## EXERCISE INSTRUCTIONS
Set down each line of the material that follows, exactly, with no pictures.
- - - -
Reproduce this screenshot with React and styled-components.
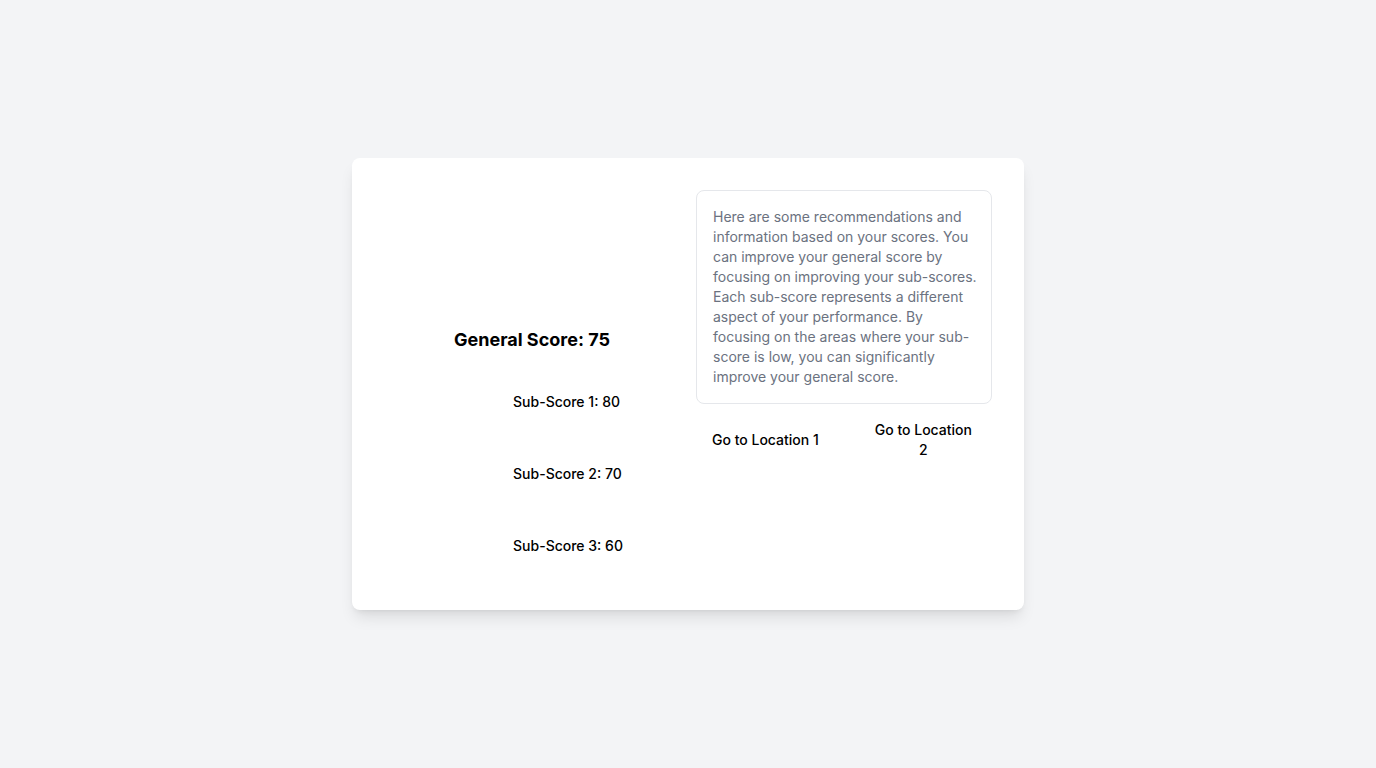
import React from "react";
import styled, { createGlobalStyle } from "styled-components";

const GlobalStyle = createGlobalStyle`
  html, body {
    margin: 0;
    padding: 0;
    background: #f3f4f6;
    font-family: Inter, "Noto Sans", sans-serif;
    color: #000;
  }
  * { box-sizing: border-box; }
`;

const Page = styled.div`
  min-height: 768px;
  display: flex;
  align-items: center;
  justify-content: center;
`;

const Card = styled.div`
  width: 672px;
  padding: 32px;
  background: #fff;
  border-radius: 8px;
  box-shadow: 0 10px 15px -3px rgba(0, 0, 0, 0.1), 0 4px 6px -4px rgba(0, 0, 0, 0.1);
  display: grid;
  grid-template-columns: 1fr 1fr;
  gap: 16px;
`;

const ScoreColumn = styled.div`
  display: flex;
  flex-direction: column;
  align-items: center;
`;

// empty slots where the score charts would sit
const ChartSlot = styled.div`
  width: ${({ $size }) => $size}px;
  height: ${({ $size }) => $size}px;
  flex-shrink: 0;
`;

const GeneralTitle = styled.h2`
  margin: 8px 0 16px;
  font-size: 18px;
  line-height: 28px;
  font-weight: 700;
`;

const SubList = styled.div`
  display: flex;
  flex-direction: column;
  gap: 8px;
`;

const SubRow = styled.div`
  display: flex;
  align-items: center;
  gap: 8px;
`;

const SubLabel = styled.span`
  font-size: 14px;
  line-height: 20px;
  font-weight: 500;
`;

const InfoColumn = styled.div`
  display: flex;
  flex-direction: column;
`;

const InfoBox = styled.div`
  padding: 16px 14px 16px 16px;
  border: 1px solid #e5e7eb;
  border-radius: 8px;
  font-size: 14px;
  line-height: 20px;
  color: #6b7280;
`;

const Actions = styled.div`
  display: flex;
  justify-content: space-between;
  gap: 20px;
  margin-top: 8px;
`;

const LinkButton = styled.button`
  padding: 8px 16px;
  border: none;
  background: transparent;
  font-family: inherit;
  font-size: 14px;
  line-height: 20px;
  font-weight: 500;
  color: #000;
  text-align: center;
  cursor: pointer;
  flex-shrink: ${({ $fixed }) => ($fixed ? 0 : 1)};
`;

const subScores = [
  { name: "Sub-Score 1", value: 80 },
  { name: "Sub-Score 2", value: 70 },
  { name: "Sub-Score 3", value: 60 },
];

export default function App() {
  return (
    <>
      <GlobalStyle />
      <Page>
        <Card>
          <ScoreColumn>
            <ChartSlot $size={128} />
            <GeneralTitle>General Score: 75</GeneralTitle>
            <SubList>
              {subScores.map((s) => (
                <SubRow key={s.name}>
                  <ChartSlot $size={64} />
                  <SubLabel>
                    {s.name}: {s.value}
                  </SubLabel>
                </SubRow>
              ))}
            </SubList>
          </ScoreColumn>
          <InfoColumn>
            <InfoBox>
              Here are some recommendations and information based on your
              scores. You can improve your general score by focusing on
              improving your sub-scores. Each sub-score represents a different
              aspect of your performance. By focusing on the areas where your
              sub-score is low, you can significantly improve your general
              score.
            </InfoBox>
            <Actions>
              <LinkButton $fixed>Go to Location 1</LinkButton>
              <LinkButton>Go to Location 2</LinkButton>
            </Actions>
          </InfoColumn>
        </Card>
      </Page>
    </>
  );
}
- - - -
## SOLVED EXERCISE
Reproduce this screenshot with React and styled-components.
import React from "react";
import styled, { createGlobalStyle } from "styled-components";

const GlobalStyle = createGlobalStyle`
  html, body {
    margin: 0;
    padding: 0;
    background: #f3f4f6;
    font-family: Inter, "Noto Sans", sans-serif;
    color: #000;
  }
  * { box-sizing: border-box; }
`;

const Page = styled.div`
  min-height: 768px;
  display: flex;
  align-items: center;
  justify-content: center;
`;

const Card = styled.div`
  width: 672px;
  padding: 32px;
  background: #fff;
  border-radius: 8px;
  box-shadow: 0 10px 15px -3px rgba(0, 0, 0, 0.1), 0 4px 6px -4px rgba(0, 0, 0, 0.1);
  display: grid;
  grid-template-columns: 1fr 1fr;
  gap: 16px;
`;

const ScoreColumn = styled.div`
  display: flex;
  flex-direction: column;
  align-items: center;
`;

// empty slots where the score charts would sit
const ChartSlot = styled.div`
  width: ${({ $size }) => $size}px;
  height: ${({ $size }) => $size}px;
  flex-shrink: 0;
`;

const GeneralTitle = styled.h2`
  margin: 8px 0 16px;
  font-size: 18px;
  line-height: 28px;
  font-weight: 700;
`;

const SubList = styled.div`
  display: flex;
  flex-direction: column;
  gap: 8px;
`;

const SubRow = styled.div`
  display: flex;
  align-items: center;
  gap: 8px;
`;

const SubLabel = styled.span`
  font-size: 14px;
  line-height: 20px;
  font-weight: 500;
`;

const InfoColumn = styled.div`
  display: flex;
  flex-direction: column;
`;

const InfoBox = styled.div`
  padding: 16px 14px 16px 16px;
  border: 1px solid #e5e7eb;
  border-radius: 8px;
  font-size: 14px;
  line-height: 20px;
  color: #6b7280;
`;

const Actions = styled.div`
  display: flex;
  justify-content: space-between;
  gap: 20px;
  margin-top: 8px;
`;

const LinkButton = styled.button`
  padding: 8px 16px;
  border: none;
  background: transparent;
  font-family: inherit;
  font-size: 14px;
  line-height: 20px;
  font-weight: 500;
  color: #000;
  text-align: center;
  cursor: pointer;
  flex-shrink: ${({ $fixed }) => ($fixed ? 0 : 1)};
`;

const subScores = [
  { name: "Sub-Score 1", value: 80 },
  { name: "Sub-Score 2", value: 70 },
  { name: "Sub-Score 3", value: 60 },
];

export default function App() {
  return (
    <>
      <GlobalStyle />
      <Page>
        <Card>
          <ScoreColumn>
            <ChartSlot $size={128} />
            <GeneralTitle>General Score: 75</GeneralTitle>
            <SubList>
              {subScores.map((s) => (
                <SubRow key={s.name}>
                  <ChartSlot $size={64} />
                  <SubLabel>
                    {s.name}: {s.value}
                  </SubLabel>
                </SubRow>
              ))}
            </SubList>
          </ScoreColumn>
          <InfoColumn>
            <InfoBox>
              Here are some recommendations and information based on your
              scores. You can improve your general score by focusing on
              improving your sub-scores. Each sub-score represents a different
              aspect of your performance. By focusing on the areas where your
              sub-score is low, you can significantly improve your general
              score.
            </InfoBox>
            <Actions>
              <LinkButton $fixed>Go to Location 1</LinkButton>
              <LinkButton>Go to Location 2</LinkButton>
            </Actions>
          </InfoColumn>
        </Card>
      </Page>
    </>
  );
}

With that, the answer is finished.